One of marketing’s biggest responsibilities is making that complexity understandable. Buyers don’t want to become employment law experts—they want confidence that they can hire globally without unnecessary risk or using or new campaign - “Hire like a local, even if you have only been there in your dreams.”
Another opportunity is helping organizations recognize that global hiring isn’t simply about compliance. It’s a growth strategy. Accessing talent worldwide allows companies to build stronger teams, enter new markets faster, and remain competitive in industries where specialized skills are increasingly scarce.
As AI continues to reshape work, access to global talent will become an even more important competitive advantage.
Looking ahead, what trends or shifts do you believe will have the biggest impact on B2B marketing over the next three to five years, and how should marketing leaders prepare for them today?
Three shifts stand out.
The first is AI becoming embedded in every marketing function. The winners won’t be companies that simply use AI—they’ll be companies that redesign their operating models around it.
The second is the continued rise of buying experiences over marketing channels. Buyers increasingly expect personalized, self-directed journeys that move seamlessly between digital experiences, communities, sales interactions, in-person experiences and AI assistants.
The third is growing accountability. Marketing will continue moving closer to revenue ownership. CMOs will increasingly be expected to operate with the same financial discipline as any other executive.

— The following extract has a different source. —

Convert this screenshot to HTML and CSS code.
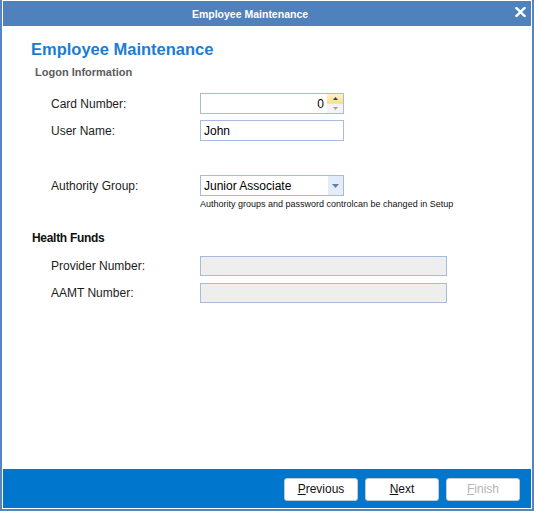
FILE: index.html
```html
<!DOCTYPE html>
<html lang="en">
<head>
    <meta charset="UTF-8">
    <title>Employee Maintenance</title>
    <link rel="stylesheet" href="styles.css">
</head>
<body>
    <div class="window">
        <div class="title-bar">
            <span class="title-text">Employee Maintenance</span>
            <svg class="close-icon" width="11" height="10" viewBox="0 0 11 10">
                <path d="M1.5 1 L9.5 9 M9.5 1 L1.5 9" stroke="#fff" stroke-width="2.4" stroke-linecap="square"/>
            </svg>
        </div>

        <div class="page">
            <h1 class="page-title">Employee Maintenance</h1>
            <div class="section-title">Logon Information</div>

            <div class="field card-row">
                <label>Card Number:</label>
                <div class="input spin">
                    <span class="value">0</span>
                    <div class="spin-buttons">
                        <div class="spin-up">
                            <svg width="5" height="3" viewBox="0 0 5 3"><path d="M0 3 L2.5 0 L5 3 Z" fill="#1f3e72"/></svg>
                        </div>
                        <div class="spin-down">
                            <svg width="5" height="3" viewBox="0 0 5 3"><path d="M0 0 L2.5 3 L5 0 Z" fill="#a0a0a0"/></svg>
                        </div>
                    </div>
                </div>
            </div>
            <div class="field">
                <label>User Name:</label>
                <div class="input"><span class="value-left">John</span></div>
            </div>

            <div class="field group-row">
                <label>Authority Group:</label>
                <div class="input combo">
                    <span class="value-left">Junior Associate</span>
                    <div class="drop-button">
                        <svg width="7" height="4" viewBox="0 0 7 4"><path d="M0 0 L7 0 L3.5 4 Z" fill="#5f7fae"/></svg>
                    </div>
                </div>
            </div>
            <div class="hint">Authority groups and password controlcan be changed in Setup</div>

            <div class="section-title dark">Health Funds</div>
            <div class="field wide">
                <label>Provider Number:</label>
                <div class="input disabled"></div>
            </div>
            <div class="field wide">
                <label>AAMT Number:</label>
                <div class="input disabled"></div>
            </div>
        </div>

        <div class="footer">
            <button class="btn"><u>P</u>revious</button>
            <button class="btn"><u>N</u>ext</button>
            <button class="btn" disabled><u>F</u>inish</button>
        </div>
    </div>
</body>
</html>
```

FILE: styles.css
```css
body {
    margin: 0;
    background: #fff;
    font-family: "Liberation Sans", Arial, sans-serif;
    font-size: 12px;
    color: #1c1c1c;
}

.window {
    box-sizing: border-box;
    width: 534px;
    height: 511px;
    border: 2px solid #5586c2;
    border-top: none;
    padding: 1px 1px 1px 1px;
    display: flex;
    flex-direction: column;
}

.title-bar {
    height: 25px;
    background: #4f81bd;
    color: #fff;
    display: flex;
    align-items: center;
    justify-content: center;
    position: relative;
}

.title-text {
    font-weight: bold;
    font-size: 10.5px;
    margin-right: 34px;
}

.close-icon {
    position: absolute;
    right: 5px;
    top: 6px;
}

.page {
    flex: 1;
    padding: 13px 0 0 28px;
}

.page-title {
    margin: 0;
    font-size: 16.5px;
    line-height: 20px;
    font-weight: bold;
    color: #1a7dd5;
}

.section-title {
    margin: 6px 0 0 4px;
    font-size: 11px;
    line-height: 14px;
    font-weight: bold;
    color: #5c5c5c;
}

.section-title.dark {
    margin: 21px 0 11px 1px;
    font-size: 12px;
    color: #111;
    letter-spacing: -0.3px;
}

.field {
    display: flex;
    align-items: center;
    height: 21px;
    margin-bottom: 6px;
    padding-left: 20px;
}

.card-row {
    margin-top: 14px;
}

.group-row {
    margin-top: 34px;
    margin-bottom: 3px;
}

.field label {
    width: 149px;
}

.input {
    box-sizing: border-box;
    width: 144px;
    height: 21px;
    border: 1px solid #a7bcdc;
    background: #fff;
    display: flex;
    align-items: center;
    font-size: 12px;
    color: #000;
}

.value {
    flex: 1;
    text-align: right;
    padding-right: 3px;
}

.value-left {
    flex: 1;
    padding-left: 3px;
}

.spin-buttons {
    width: 16px;
    height: 19px;
    display: flex;
    flex-direction: column;
}

.spin-up,
.spin-down {
    flex: 1;
    display: flex;
    align-items: center;
    justify-content: center;
}

.spin-up {
    background: linear-gradient(#fff3c8, #fcdf86);
    border-bottom: 1px solid #f1e3b8;
}

.spin-down {
    background: #f3f3f3;
}

.drop-button {
    width: 15px;
    height: 19px;
    background: #e4ecf7;
    display: flex;
    align-items: center;
    justify-content: center;
}

.hint {
    padding-left: 169px;
    font-size: 9px;
    line-height: 11px;
    color: #111;
}

.field.wide {
    height: 20px;
    margin-bottom: 7px;
}

.field.wide .input {
    width: 247px;
    height: 20px;
}

.input.disabled {
    background: #eeeeee;
}

.footer {
    height: 39px;
    background: #0077cc;
    display: flex;
    align-items: center;
    justify-content: flex-end;
    gap: 7px;
    padding-right: 11px;
}

.btn {
    box-sizing: border-box;
    width: 74px;
    height: 23px;
    background: #fff;
    border: 1px solid #c9c9c9;
    border-radius: 3px;
    font-family: "Liberation Sans", Arial, sans-serif;
    font-size: 12px;
    color: #111;
    padding: 0;
    margin-top: 1px;
}

.btn:disabled {
    color: #b4b4b4;
}
```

For marketing leaders, the preparation starts now. Invest in AI capabilities, simplify your technology stack, improve data quality, build teams that are comfortable with continuous change, and ensure every marketing investment can be connected to measurable business outcomes.
Ultimately, I believe the role of the CMO is evolving from being the head of marketing to becoming the architect of growth. The leaders who embrace that broader responsibility will define the next generation of B2B marketing.